--- Begin ---
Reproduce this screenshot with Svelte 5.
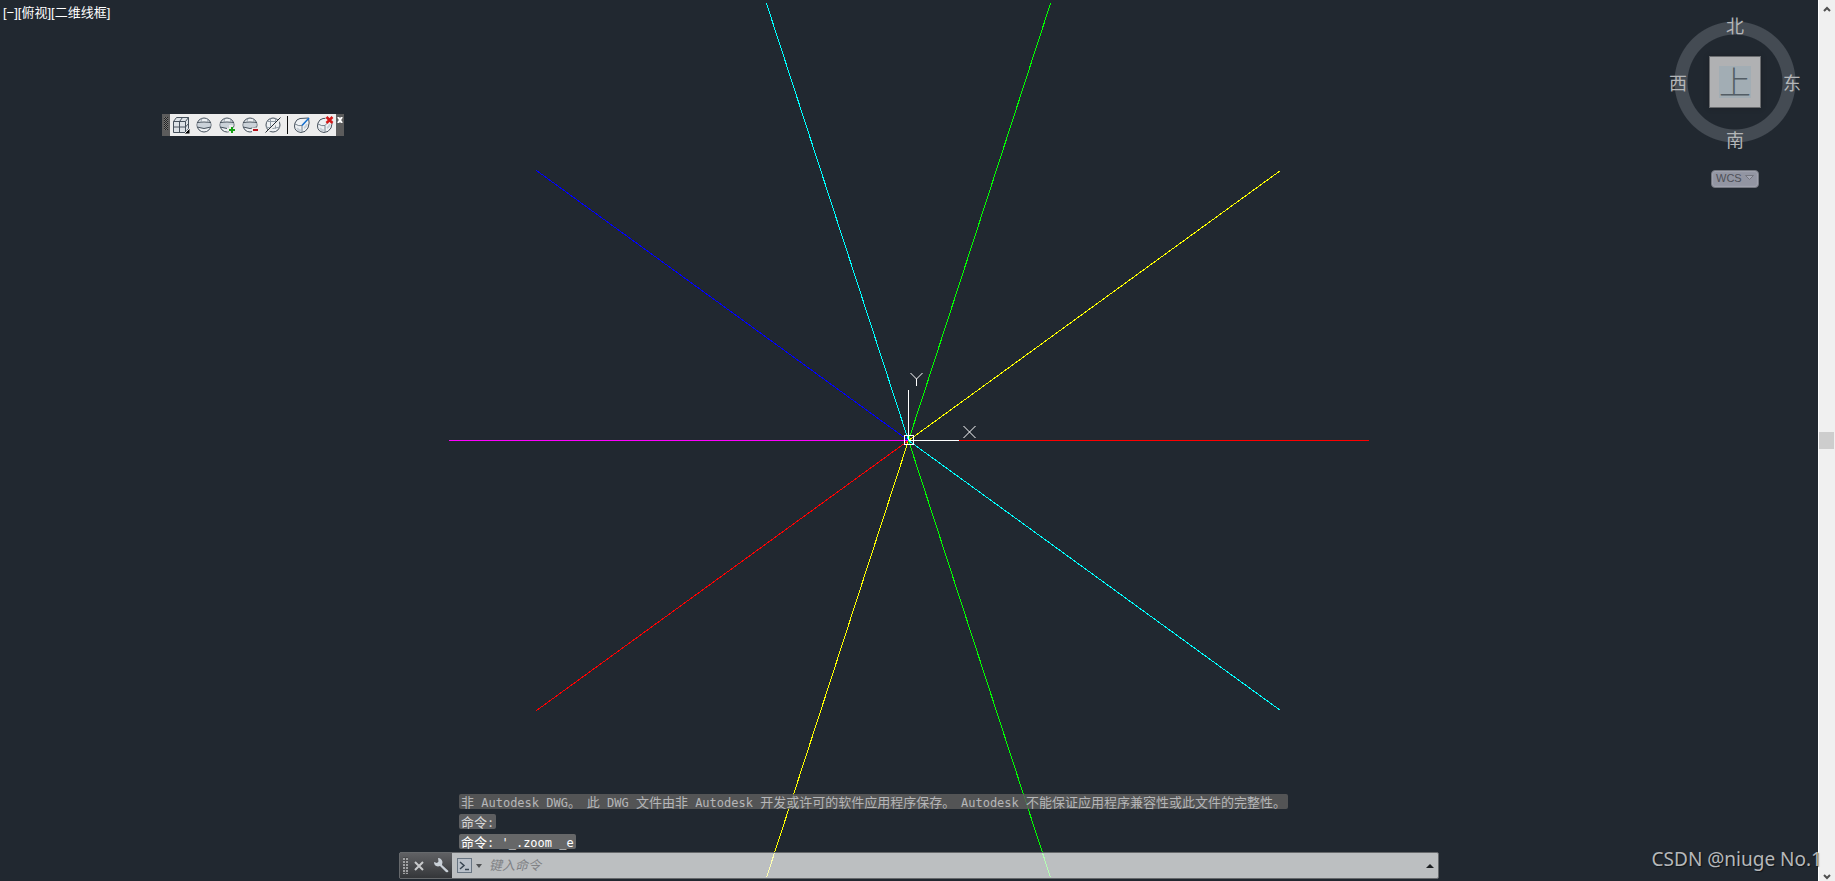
<script>
  const lineColors = ["#f00", "#ff0", "#0f0", "#0ff", "#00f", "#f0f", "#f00", "#ff0", "#0f0", "#0ff"];
  const radius = 460;

  // ten rays, 36 degrees apart, counter-clockwise from the X axis
  const rays = lineColors.map((color, i) => {
    const angle = (i * Math.PI) / 5;
    return {
      color,
      x: Math.round(Math.cos(angle) * radius),
      y: Math.round(-Math.sin(angle) * radius),
    };
  });

  const viewControls = ["[−]", "[俯视]", "[二维线框]"];

  const tools = [
    { id: "box", label: "Box" },
    { id: "sphere", label: "Sphere" },
    { id: "add", label: "Add" },
    { id: "remove", label: "Remove" },
    { id: "none", label: "None" },
    { id: "edge", label: "Edge" },
    { id: "delete", label: "Delete" },
  ];

  let command = "";
</script>

<div class="app">
  <main class="canvas">
    <svg class="drawing" width="2" height="2" shape-rendering="crispEdges">
      <g transform="translate(-0.5 0.5)">
        {#each rays as ray}
          <line x1="0" y1="0" x2={ray.x} y2={ray.y} stroke={ray.color} />
        {/each}
      </g>
      <g stroke="#fff" fill="none">
        <path d="M-0.5 0V-50M0 0.5H50" />
        <rect x="-4.5" y="-4.5" width="9" height="9" />
        <g shape-rendering="auto">
          <path d="M1.500 -67l6 6 6-6M7.500 -61v7" />
          <path d="M54.500 -14l12 12M66.500 -14l-12 12" />
        </g>
      </g>
    </svg>

    <nav class="view-controls">
      {#each viewControls as text}
        <button>{text}</button>
      {/each}
    </nav>

    <div class="toolbar">
      <span class="toolbar__grip"></span>
      <div class="toolbar__items">
        {#each tools as tool (tool.id)}
          {#if tool.id === "edge"}
            <span class="toolbar__separator"></span>
          {/if}
          <button aria-label={tool.label}>
            <svg width="18" height="18" viewBox="0 0 18 18" fill="none" stroke="#46515c">
              {#if tool.id === "box"}
                <path fill="#dde2e7" d="M1.500 5.500l3-4h12v11l-3 4h-12zM1.500 5.500h12v11M13.500 5.500l3-4M7.500 5.500v11M1.500 11h12l3-3.500M7.500 5.500l3-4" />
                <path fill="#000" stroke="#ededed" d="M18 12v6h-6z" />
              {:else if tool.id === "edge" || tool.id === "delete"}
                <path fill="#eef1f4" d="M2 7Q3.500 3 7 2.500L15.500 2Q17 7 15 12Q12.500 16.500 8 16.500Q1.500 15.500 1.500 10z" />
                <path stroke="#77838e" d="M2 8q4 2.500 7 1.500V16M9 9.500l6.500-7" />
                <path stroke="#c6cfd7" stroke-width="2" d="M4 12q2 3 4 2M11 12q2-1 3-4" />
                {#if tool.id === "edge"}
                  <path stroke="#1672d2" stroke-width="1.500" d="M9 9.500l7-7.500" />
                {:else}
                  <path stroke="#ededed" stroke-width="4" d="M10.500 1l6 6M16.500 1l-6 6" />
                  <path stroke="#d31919" stroke-width="2.500" d="M10.500 1l6 6M16.500 1l-6 6" />
                {/if}
              {:else if tool.id === "none"}
                <circle cx="9" cy="9" r="7" fill="#eef1f4" />
                <path stroke="#909ba5" d="M3 5.500h12M2 11q7 3 14 0M6.500 2.500v8M11.500 2.500v10" />
                <path stroke="#ededed" stroke-width="2" d="M2 17.500L17 2.500" />
                <path stroke="#222a32" d="M1.500 16.500l15-15" />
              {:else}
                <circle cx="9" cy="9" r="7" fill="#eef1f4" />
                <path fill="#cbd2d9" stroke="none" d="M2.500 7q6.500-1 13 0v4q-6.500 3-13 0z" />
                <path d="M2 6.500q7-1 14 0M2 11q7 3 14 0" />
                <path stroke="#909ba5" d="M7 2.500q-1 2-1 4M12 2.500q1 2 1 4" />
                {#if tool.id === "add"}
                  <path stroke="#ededed" stroke-width="4" d="M13 9v9M9 13.500h9" />
                  <path stroke="#14a014" stroke-width="2" d="M14 11v6M11 14h6" />
                {:else if tool.id === "remove"}
                  <path stroke="#ededed" stroke-width="5" d="M11 14h7" />
                  <path stroke="#b40e18" stroke-width="2" d="M12 14h5" />
                {/if}
              {/if}
            </svg>
          </button>
        {/each}
      </div>
      <button class="toolbar__close" aria-label="Close">
        <svg width="6" height="6" viewBox="0 0 6 6" stroke="#fff" stroke-width="2"><path d="M1 0l4 6M5 0L1 6" /></svg>
      </button>
    </div>

    <div class="navigator">
      <div class="compass">
        <button class="north">北</button>
        <button class="west">西</button>
        <button class="face"><span>上</span></button>
        <button class="east">东</button>
        <button class="south">南</button>
      </div>
      <button class="wcs">
        WCS
        <svg width="9" height="6" viewBox="0 0 9 6" fill="#a5a8b5" stroke="#74767f"><path d="M.5 .5h8l-4 4z" /></svg>
      </button>
    </div>

    <section class="console">
      <div class="history">
        <p>非<span>{" Autodesk DWG"}</span>。{"  "}此<span>{" DWG "}</span>文件由非<span>{" Autodesk "}</span>开发或许可的软件应用程序保存。{"  "}<span>{"Autodesk "}</span>不能保证应用程序兼容性或此文件的完整性。</p>
        <p class="recent">命令<span>:</span></p>
        <p class="latest">命令<span>: '_.zoom _e</span></p>
      </div>
      <div class="command">
        <div class="command__tools">
          <span class="command__grip"></span>
          <button aria-label="Close command line">
            <svg width="10" height="10" viewBox="0 0 10 10" stroke="#c8cacc" stroke-width="2"><path d="M1 1l8 8M9 1L1 9" /></svg>
          </button>
          <button aria-label="Customize">
            <svg width="15" height="15" viewBox="0 0 15 15">
              <path fill="#c9d0d7" d="M4 0L4.500 3.500 3 5 0 4Q0 8 4 8.500L6 8l6 6q2 1 2.500-1L8 7l.5-3Q7.500 0 4 0z" />
            </svg>
          </button>
        </div>
        <button class="command__recent" aria-label="Recent commands">
          <svg width="15" height="15" viewBox="0 0 15 15" fill="#b9c0c9" stroke="#687582">
            <rect x=".5" y=".5" width="14" height="14" />
            <path fill="none" stroke="#394653" stroke-width="1.500" d="M3 4l4 3.500L3 11M8 11.500h4" />
          </svg>
          <svg width="6" height="4" viewBox="0 0 6 4"><path fill="#505254" d="M0 0h6L3 4z" /></svg>
        </button>
        <input aria-label="命令" placeholder="键入命令" bind:value={command} />
        <button class="command__expand" aria-label="Expand history">
          <svg width="8" height="4" viewBox="0 0 8 4"><path fill="#1d2023" d="M4 0l4 4H0z" /></svg>
        </button>
      </div>
    </section>
  </main>

  <aside class="scrollbar">
    <button aria-label="Scroll up">
      <svg width="8" height="6" viewBox="0 0 8 6" fill="none" stroke="#505050" stroke-width="2"><path d="M1 5l3-3 3 3" /></svg>
    </button>
    <span class="scrollbar__thumb"></span>
    <button aria-label="Scroll down">
      <svg width="8" height="6" viewBox="0 0 8 6" fill="none" stroke="#505050" stroke-width="2"><path d="M1 1l3 3 3-3" /></svg>
    </button>
  </aside>

  <span class="watermark">CSDN @niuge No.1</span>
</div>

<style>
  :global(body) {
    margin: 0;
    background: #212830;
  }

  .app {
    position: relative;
    display: flex;
    height: 100vh;
    overflow: hidden;
    font-family: "Noto Sans CJK SC", sans-serif;
  }

  button {
    margin: 0;
    padding: 0;
    border: none;
    background: none;
    color: inherit;
    font: inherit;
  }

  svg {
    display: block;
  }

  .canvas {
    position: relative;
    flex: 1;
    background: #212830;
  }

  .drawing {
    position: absolute;
    top: calc(50% - 1px);
    left: 50%;
    overflow: visible;
  }

  .view-controls {
    position: absolute;
    top: 4px;
    left: 3px;
    display: flex;
    color: #fff;
    font-family: "Liberation Sans", "Noto Sans CJK SC", sans-serif;
    font-size: 13px;
    line-height: 18px;
  }

  .toolbar {
    position: absolute;
    top: 114px;
    left: 162px;
    display: flex;
    height: 22px;
    background: #5c5c5c;
  }

  .toolbar__grip {
    width: 4px;
    margin: 3px 2px 6px;
    background: repeating-conic-gradient(#222 0 25%, #777 0 50%) 0 0 / 2px 2px;
  }

  .toolbar__items {
    display: flex;
    align-items: center;
    gap: 5px;
    padding: 0 2px;
    background: #ededed;
  }

  .toolbar__separator {
    width: 1px;
    height: 18px;
    background: #111;
  }

  .toolbar__close {
    display: flex;
    width: 8px;
    padding: 3px 1px;
  }

  .navigator {
    position: absolute;
    top: 15px;
    right: 16px;
    display: flex;
    flex-direction: column;
    align-items: center;
    gap: 21px;
  }

  .compass {
    display: grid;
    grid-template-columns: 20px 94px 20px;
    grid-template-rows: 20px 94px 20px;
    place-items: center;
    color: #b4b6b8;
    font-size: 18px;
    line-height: 20px;
    background: radial-gradient(circle, transparent 47px, #444b53 48px, #444b53 60px, transparent 61px);
  }

  .north {
    grid-area: 1 / 2;
  }

  .west {
    grid-area: 2 / 1;
  }

  .east {
    grid-area: 2 / 3;
  }

  .south {
    grid-area: 3 / 2;
  }

  .face {
    grid-area: 2 / 2;
    display: grid;
    place-items: center;
    box-sizing: border-box;
    width: 52px;
    height: 52px;
    border: 1px solid #696b6e;
    background: #b0b1b3;
    box-shadow: 0 0 4px #1b2026;
  }

  .face span {
    width: 32px;
    height: 32px;
    background: #a2adb4;
    color: #535d65;
    font-size: 32px;
    font-weight: 300;
    line-height: 28px;
  }

  .wcs {
    display: flex;
    align-items: center;
    justify-content: space-between;
    box-sizing: border-box;
    width: 48px;
    height: 18px;
    padding: 0 4px 2px;
    border: 1px solid #73767f;
    border-radius: 4px;
    background: #9295a2;
    box-shadow: inset 0 0 2px #c0c2cc;
    color: #4e5057;
    font: 11px "Liberation Sans", sans-serif;
  }

  .console {
    position: absolute;
    right: 379px;
    bottom: 2px;
    left: 399px;
  }

  .history {
    display: flex;
    flex-direction: column;
    align-items: flex-start;
    gap: 5px;
    margin: 0 0 3px 60px;
    color: #b5b6b8;
    font-size: 13px;
    line-height: 15px;
  }

  .history p {
    height: 15px;
    margin: 0;
    padding: 0 2px;
    border-radius: 2px;
    background: rgba(92, 92, 92, 0.85);
    white-space: pre;
  }

  .history span {
    font-family: "DejaVu Sans Mono", monospace;
    font-size: 12px;
  }

  .history .recent {
    background: #5d5e60;
    color: #d5d6d7;
  }

  .history .latest {
    background: #666768;
    color: #fff;
  }

  .command {
    display: flex;
    box-sizing: border-box;
    height: 27px;
    border: 1px solid #66696c;
    border-radius: 2px;
    background: rgba(255, 255, 255, 0.7);
  }

  .command__tools {
    display: flex;
    align-items: center;
    gap: 10px;
    padding: 0 3px;
    background: linear-gradient(#606164, #343639);
  }

  .command__grip {
    width: 5px;
    height: 17px;
    margin-right: -4px;
    background: repeating-linear-gradient(#4a4b4d 0 1px, transparent 1px 3px),
      repeating-linear-gradient(90deg, #a0a1a3 0 2px, #4a4b4d 2px 3px);
  }

  .command__recent {
    display: flex;
    align-items: center;
    gap: 4px;
    padding: 0 7px 0 5px;
  }

  .command input {
    flex: 1;
    min-width: 0;
    padding: 0 0 2px;
    border: none;
    outline: none;
    background: none;
    font: italic 13px "Noto Sans CJK SC", sans-serif;
  }

  .command input::placeholder {
    color: #808285;
  }

  .command__expand {
    padding: 0 4px;
  }

  .scrollbar {
    display: flex;
    flex-direction: column;
    align-items: center;
    justify-content: space-between;
    box-sizing: border-box;
    width: 17px;
    padding: 6px 0 1px;
    border-left: 1px solid #fff;
    background: #f0f0f0;
  }

  .scrollbar__thumb {
    width: 15px;
    height: 17px;
    margin: 0 1px 6px 0;
    background: #cdcdcd;
  }

  .watermark {
    position: absolute;
    right: 13px;
    bottom: 8px;
    color: #b6b8ba;
    font-family: "Noto Sans", sans-serif;
    font-size: 19px;
    line-height: 28px;
    text-shadow: 1px 1px 1px rgba(0, 0, 0, 0.5);
  }
</style>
--- End ---
- **DESCRIPTION OF THE TASK**: Reproduce only the lines from the beginning of the data through the line that contains "const radius = 460;", both included, and please drop the pictures.

- **OUTPUT**:
Reproduce this screenshot with Svelte 5.
<script>
  const lineColors = ["#f00", "#ff0", "#0f0", "#0ff", "#00f", "#f0f", "#f00", "#ff0", "#0f0", "#0ff"];
  const radius = 460;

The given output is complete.